Axes: built‑in modes or custom strings like X, XY
X/Y/Z range: strain percentage ranges. In isotropic mode only X values are used
Identify organic: treat organic molecules as rigid units

Structure Tagging:

structure.info["Config_type"] += f" Strain({axis1}:{value1}%, {axis2}:{value2}%)"

Algorithm

Builds mesh over selected axes: np.arange(start, end+step, step) per axis; isotropic uses a single scalar applied to all.
Scales selected lattice vectors by (1 + strain/100); optionally applies rigid handling of organic clusters.

Caveats

Large strains (>10–15%) can produce severe distortions; prefer smaller increments.
Custom axis strings must only include X/Y/Z.

Best Practices

Use biaxial/triaxial for comprehensive scans; isotropic for quick sweeps.
Pair with FPS or error‑based selection to trim the grid.

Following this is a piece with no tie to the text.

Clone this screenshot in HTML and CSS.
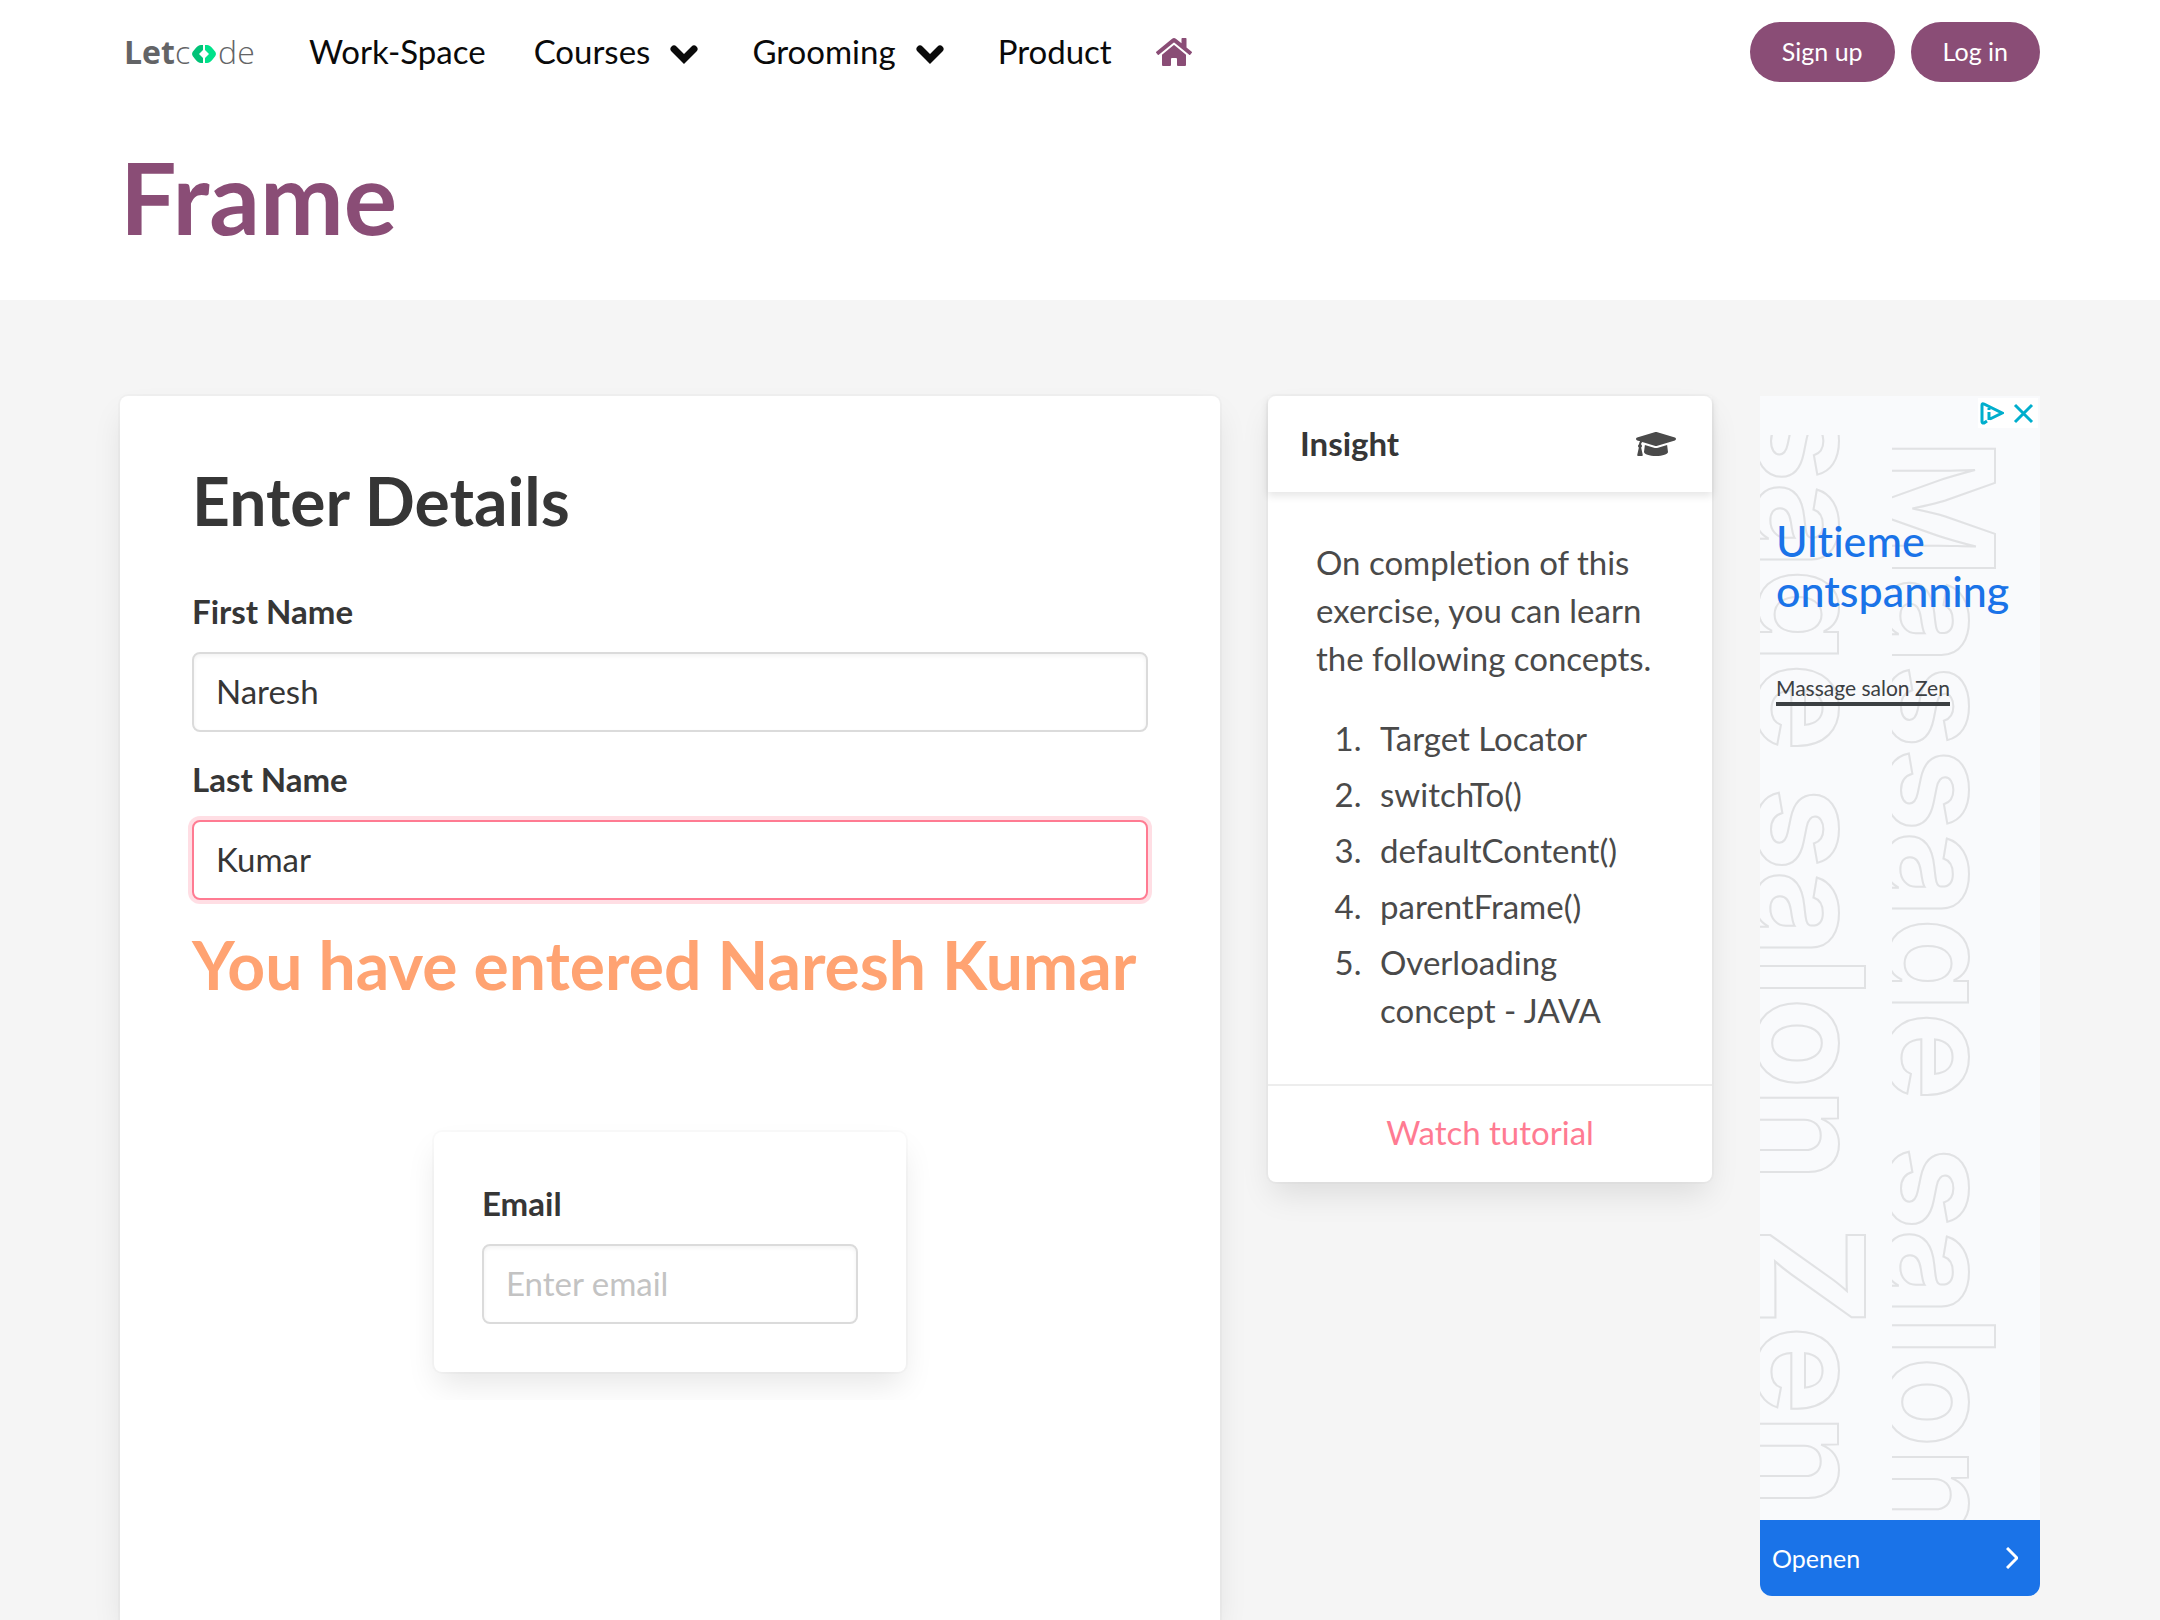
FILE: index.html
```html
<!DOCTYPE html>
<html lang="en">
<head>
<meta charset="utf-8">
<title>Frame - LetCode</title>
<meta name="viewport" content="width=device-width, initial-scale=1">
<link rel="stylesheet" href="styles.css">
</head>
<body>
<header class="top">
  <nav class="navbar" aria-label="Main">
    <a class="logo" href="#" aria-label="Letcode"><b>Let</b>c<svg class="logo-mark" viewBox="0 0 24 18" aria-hidden="true"><path fill="#00c277" d="M9 0h2v5L7 9l4 4v5H9Q6 18 3 14Q0 11 0 9Q0 7 3 4Q6 0 9 0z"/><path fill="#00e28a" d="M13 0h2Q18 0 21 4Q24 7 24 9Q24 11 21 14Q18 18 15 18h-2v-5l4-4l-4-4z"/></svg>de</a>
    <a class="nav-link" href="#">Work-Space</a>
    <button class="nav-link nav-drop" type="button">Courses
      <svg class="chevron" viewBox="0 0 28 20" aria-hidden="true"><path d="M4 4l10 10L24 4"/></svg></button>
    <button class="nav-link nav-drop" type="button">Grooming
      <svg class="chevron" viewBox="0 0 28 20" aria-hidden="true"><path d="M4 4l10 10L24 4"/></svg></button>
    <a class="nav-link nav-last" href="#">Product</a>
    <a class="home" href="#" aria-label="Home"><svg viewBox="0 0 576 512" aria-hidden="true"><path d="M280.37 148.26L96 300.11V464a16 16 0 0 0 16 16l112.06-.29a16 16 0 0 0 15.92-16V368a16 16 0 0 1 16-16h64a16 16 0 0 1 16 16v95.64a16 16 0 0 0 16 16.05L464 480a16 16 0 0 0 16-16V300L295.67 148.26a12.19 12.19 0 0 0-15.3 0zM571.6 251.47L488 182.56V44.05a12 12 0 0 0-12-12h-56a12 12 0 0 0-12 12v72.61L318.47 43a48 48 0 0 0-61 0L4.34 251.47a12 12 0 0 0-1.6 16.9l25.5 31A12 12 0 0 0 45.15 301l235.22-193.74a12.19 12.19 0 0 1 15.3 0L530.9 301a12 12 0 0 0 16.9-1.6l25.5-31a12 12 0 0 0-1.7-16.93z"/></svg></a>
    <div class="account">
      <a class="pill" href="#">Sign up</a>
      <a class="pill" href="#">Log in</a>
    </div>
  </nav>
  <h1 class="page-title">Frame</h1>
</header>

<main class="content">
  <section class="card details">
    <h2 class="details-title">Enter Details</h2>
    <form class="form">
      <div class="field">
        <label for="fname">First Name</label>
        <input id="fname" type="text" value="Naresh">
      </div>
      <div class="field">
        <label for="lname">Last Name</label>
        <input class="is-focused" id="lname" type="text" value="Kumar">
      </div>
    </form>
    <p class="message">You have entered Naresh Kumar</p>
    <div class="inner-frame">
      <form class="card email">
        <div class="field">
          <label for="email">Email</label>
          <input id="email" type="email" placeholder="Enter email">
        </div>
      </form>
    </div>
  </section>

  <aside class="card insight">
    <header class="insight-head">
      <h2>Insight</h2>
      <svg class="cap" viewBox="0 0 640 512" aria-hidden="true"><path d="M622.34 153.2L343.4 67.5c-15.2-4.67-31.6-4.67-46.79 0L17.66 153.2c-23.54 7.23-23.54 38.36 0 45.59l48.63 14.94c-10.67 13.19-17.23 29.28-17.88 46.9C38.78 266.15 32 276.11 32 288c0 10.78 5.68 19.85 13.86 25.65L20.33 428.53C18.11 438.52 25.71 448 35.94 448h56.11c10.24 0 17.84-9.48 15.62-19.47L82.14 313.65C90.32 307.85 96 298.78 96 288c0-11.57-6.47-21.25-15.66-26.87.76-15.02 8.44-28.3 20.69-36.72L296.6 284.5c9.06 2.78 26.44 6.25 46.79 0l278.95-85.7c23.55-7.24 23.55-38.36 0-45.6zM352.79 315.09c-28.53 8.76-52.84 3.92-65.59 0l-145.02-44.55L128 384c0 35.35 85.96 64 192 64s192-28.65 192-64l-14.18-113.47-145.03 44.56z"/></svg>
    </header>
    <div class="insight-body">
      <p>On completion of this exercise, you can learn the following concepts.</p>
      <ol>
        <li>Target Locator</li>
        <li>switchTo()</li>
        <li>defaultContent()</li>
        <li>parentFrame()</li>
        <li>Overloading concept - JAVA</li>
      </ol>
    </div>
    <footer class="insight-foot"><a href="#">Watch tutorial</a></footer>
  </aside>

  <aside class="ad" aria-label="Advertisement">
    <svg class="ad-pattern" viewBox="0 0 280 1124" aria-hidden="true">
      <svg x="0" y="39" width="132" height="1085" viewBox="0 39 132 1085">
        <text transform="translate(-3 -306) rotate(90)">Massage salon <tspan dx="10">Zen</tspan></text>
      </svg>
      <svg x="132" y="39" width="148" height="1085" viewBox="132 39 148 1085">
        <text transform="translate(127 43) rotate(90)">Massage <tspan dx="10">salon</tspan></text>
      </svg>
    </svg>
    <div class="ad-controls">
      <a href="#" aria-label="AdChoices"><svg viewBox="0 0 24 24" aria-hidden="true"><path d="M7 20l-3 2q-2 .5-2-1.500V4q0-2 2-1l18 9l-12 6M9 11v8" /><path d="M9 7v2"/></svg></a>
      <button type="button" aria-label="Close ad"><svg viewBox="0 0 24 24" aria-hidden="true"><path d="M3 4l17 17M20 4L3 21"/></svg></button>
    </div>
    <div class="ad-copy">
      <h2>Ultieme ontspanning</h2>
      <a class="ad-brand" href="#">Massage salon Zen</a>
    </div>
    <a class="ad-open" href="#">Openen
      <svg viewBox="0 0 12 22" aria-hidden="true"><path d="M1 1l10 10L1 21"/></svg></a>
  </aside>
</main>
</body>
</html>
```

FILE: styles.css
```css
* { box-sizing: border-box; }

body {
  margin: 0;
  min-height: 100vh;
  display: flex;
  flex-direction: column;
  background: #f5f5f5;
  color: #4a4a4a;
  font: 33px/48px Lato, "Noto Sans", sans-serif;
  font-variant-ligatures: none;
}

h1, h2, p, ol { margin: 0; }
a { color: inherit; text-decoration: none; }
button { border: 0; padding: 0; background: none; color: inherit; font: inherit; cursor: pointer; }
svg { display: block; }

/* Header */
.top { padding: 0 120px 56px; background: #fff; }
.navbar { display: flex; align-items: center; height: 104px; color: #0a0a0a; }
.logo {
  display: flex;
  align-items: center;
  width: 189px;
  padding-left: 4px;
  color: #636466;
  font: 300 32px/48px "Open Sans", sans-serif;
}
.logo b { font-weight: 700; }
.logo-mark { width: 24px; height: 18px; margin: 4px 2px 0; }
.nav-link { margin-right: 48px; padding-bottom: 2px; }
.nav-drop { display: flex; align-items: center; gap: 20px; margin-right: 54px; }
.nav-last { margin-right: 44px; }
.chevron { width: 28px; height: 20px; margin-top: 8px; fill: none; stroke: #0a0a0a; stroke-width: 7; stroke-linecap: round; }
.home svg { width: 36px; height: 32px; fill: #8a4d76; }
.account { display: flex; gap: 16px; margin-left: auto; }
.pill {
  padding: 5px 32px 7px;
  border-radius: 30px;
  background: #8a4d76;
  color: #fff;
  font-size: 25px;
}
.page-title { margin-top: 44px; color: #8a4d76; font-size: 100px; line-height: 96px; }

/* Columns */
.content {
  flex: 1;
  display: grid;
  grid-template-columns: 1100fr 444fr 280fr;
  gap: 48px;
  padding: 96px 120px 0;
}
.card {
  border-radius: 8px;
  background: #fff;
  box-shadow: 0 16px 32px -4px rgba(10, 10, 10, .1), 0 0 0 2px rgba(10, 10, 10, .02);
}

/* Form */
.details { padding: 72px 72px 0; border-radius: 8px 8px 0 0; }
.details-title { margin-bottom: 54px; color: #363636; font-size: 66px; line-height: 66px; }
.form { display: grid; gap: 24px; }
.field { display: grid; gap: 18px; }
.field label { color: #363636; font-weight: 700; line-height: 46px; }
.field input {
  width: 100%;
  height: 80px;
  padding: 0 22px 2px;
  border: 2px solid #dbdbdb;
  border-radius: 8px;
  outline: 0;
  background: #fff;
  box-shadow: inset 0 2px 4px rgba(10, 10, 10, .05);
  color: #363636;
  font: inherit;
}
.field input::placeholder { color: #c3c3c3; }
.field .is-focused { border-color: #ff7b92; box-shadow: 0 0 0 4px rgba(255, 123, 146, .25); }
.message { margin-top: 32px; color: #ffa372; font-size: 66px; font-weight: 700; line-height: 66px; }
.inner-frame { display: flex; justify-content: center; overflow: hidden; margin-top: 102px; padding: 32px 0 28px; }
.email { width: 472px; padding: 48px; }

/* Insight */
.insight { align-self: start; }
.insight-head {
  display: flex;
  align-items: center;
  justify-content: space-between;
  height: 96px;
  padding: 0 36px 0 32px;
  box-shadow: 0 4px 8px rgba(10, 10, 10, .1);
}
.insight-head h2 { padding-bottom: 2px; color: #363636; font-size: 33px; }
.cap { width: 40px; height: 32px; fill: #4a4a4a; }
.insight-body { padding: 46px 48px 50px; }
.insight-body ol { display: grid; gap: 8px; margin: 32px 0 0 54px; padding: 0; }
.insight-body li { padding-left: 10px; }
.insight-foot { padding: 22px 24px 26px; border-top: 2px solid #ededed; color: #ff7b92; text-align: center; }

/* Advertisement */
.ad {
  position: relative;
  display: flex;
  flex-direction: column;
  align-self: start;
  height: 1200px;
  border-radius: 0 0 12px 12px;
  overflow: hidden;
  background: #f9fafc;
}
.ad-pattern { position: absolute; top: 0; left: 0; width: 100%; height: 1124px; }
.ad-pattern text {
  fill: none;
  stroke: #e1e2e4;
  stroke-width: 2;
  font: 700 149px Inter, sans-serif;
}
.ad-controls {
  position: absolute;
  top: 2px;
  right: 2px;
  display: flex;
  gap: 8px;
  padding: 3px 2px;
  background: #fff;
}
.ad-controls svg { width: 24px; height: 24px; fill: none; stroke: #00aecd; stroke-width: 3; }
.ad-controls a, .ad-controls button { line-height: 24px; }
.ad-copy { position: relative; padding: 120px 16px 0; }
.ad-copy h2 { color: #1a73e8; font-size: 43px; font-weight: 500; line-height: 50px; }
.ad-brand {
  display: inline-block;
  margin-top: 58px;
  border-bottom: 4px solid #3c4043;
  color: #3c4043;
  font-size: 21px;
  line-height: 28px;
}
.ad-open {
  position: relative;
  display: flex;
  align-items: center;
  justify-content: space-between;
  height: 76px;
  margin-top: auto;
  padding: 0 22px 0 12px;
  background: #1a73e8;
  color: #fff;
  font-size: 25px;
}
.ad-open svg { width: 12px; height: 22px; fill: none; stroke: #fff; stroke-width: 3; }
```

2.6 Random Doping Substitution

Function: Randomly substitute atoms according to user-defined rules

Key Parameters:

Doping rules: each rule contains a target element, dopant elements and their ratios, a concentration or count range, and optional groups
Doping algorithm: Random (sample dopants by probability) or Exact (follow ratios exactly)
Max structures: number of structures to generate

2.7 Organic Molecular Rotation (TorsionGuard, PBC-aware)

Function: Generate organic molecular conformations by rotating torsional subtrees around rotatable bonds, with physical guards to keep bonded distances reasonable and avoid non‑bonded clashes. Supports PBC or non‑PBC frames and adds optional Gaussian noise.

Key Parameters:

Confs per structure (perturb_per_frame): number of conformations generated per input structure
Torsion range (torsion_range_deg): angle range in degrees, e.g., [-180, 180]
Max torsions/conf (max_torsions_per_conf): maximum different torsion bonds to rotate per conformation
Gaussian sigma (gaussian_sigma): standard deviation (Å) of added positional noise
PBC mode (pbc_mode): auto (use cell if present), yes (force PBC if lattice exists), no (non‑PBC)
Local‑mode cutoff atoms (local_mode_cutoff_atoms): if atom count exceeds this, rotate only a local subtree for efficiency
Local torsion max subtree (local_torsion_max_subtree): max atoms in the rotated local subtree
Bond detect factor (bond_detect_factor): scale on (r_i + r_j) to detect bonded pairs when building the graph
Bond keep min/max factor (bond_keep_min_factor, bond_keep_max_factor): allowed bonded distance window as factors of (r_i + r_j); if max is None, uses detect factor
Non‑bond min factor (nonbond_min_factor): minimum separation factor for non‑bonded pairs to avoid clashes
Max retries/conf (max_retries_per_frame): retries with smaller angle/noise scales if guards fail
Multi‑bond factor (mult_bond_factor): skip “short” edges (likely multiple bonds) from torsion set
Non‑PBC box size (nonpbc_box_size): cubic box length used to center non‑PBC outputs for visualization

Algorithm:

Build adjacency from covalent radii using bond_detect_factor; find rotatable torsions via graph analysis (prefer bridges; fall back to internal bonds)
For each conformation:
- Randomly pick up to max_torsions_per_conf torsion axes
- For each, collect a local subtree to rotate; in PBC use MIC to define the bond axis
- Apply a random rotation within torsion_range_deg, then add Gaussian noise (gaussian_sigma)
- Enforce guards: keep bonded pairs within [min,max] factors; ensure non‑bonded distances above nonbond_min_factor
- If a guard fails, retry up to max_retries_per_frame times with halved ranges/noise each attempt
- Wrap to cell for PBC; otherwise center to a cubic box (nonpbc_box_size)

Tagging:

structure.info["Config_type"] += f" TorsionGuard(n={perturb_per_frame}, sigma={gaussian_sigma}, pbc={pbc_mode})"

Caveats:

Ensure a valid lattice for PBC frames; otherwise prefer auto or no
Large angle ranges with high max_torsions_per_conf can raise rejection rate; consider reducing ranges or enabling local mode
bond_keep_max_factor=None uses bond_detect_factor as the upper bound
Very large molecules: increase local_mode_cutoff_atoms and adjust local_torsion_max_subtree

Best Practices:

Start with torsion_range_deg = [-60, 60] and gaussian_sigma = 0.02–0.05 Å
Enable local mode on big organics for faster, safer rotations
Combine with FPS/filters downstream to curate diverse yet non‑redundant conformers

Structure Tagging:

structure.info["Config_type"] += f" Doping(num={dopant_count})"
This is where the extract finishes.